GOOD ON HER for winning the National Book Award, certainly, and she is plainly still a force to be reckoned with--I love Banga--but I got this when it came out (late 2010?), started it almost immediately, yet finished it only this week. In other words--not that compelling, is my own private assessment.
Just Kids is like the first half of Mulholland Drive without the darker second half, where we get the underside of the story of a wide-eyed kid with a crazy dream coming to the cultural capital. In Just Kids, one has the feeling, we are only getting the parts of the story that Smith would tell her grandkids. While Mulholland Drive went on to pull the myth inside out, Just Kids never does.
Smith and Mapplethorpe certainly qualify as crazy kids with dream, though, dropping themselves into Manhattan without any connections, credentials, or accomplishments.

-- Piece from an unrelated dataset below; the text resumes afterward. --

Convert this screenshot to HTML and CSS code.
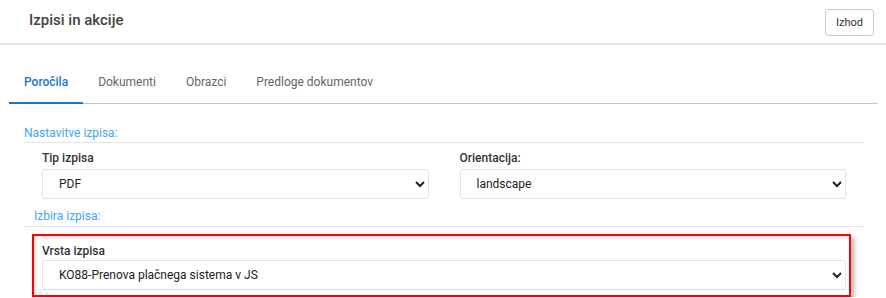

All they had, really, was the conviction that they were Artists. They did not even know, when they arrived, what they were good at--Mapplethorpe had not yet done any photography, Smith had not yet fronted a band. Yet they both become legendary, thanks to persistence, chutzpah, and willingness to attempt more than they had good reason to believe they could pull off. They Leaned In.
(Something that can only occur in what Rancière calls the aesthetic regime of art, I would say, this having the conviction that one is an artist even before one has discovered in oneself any unusual talent for any art.)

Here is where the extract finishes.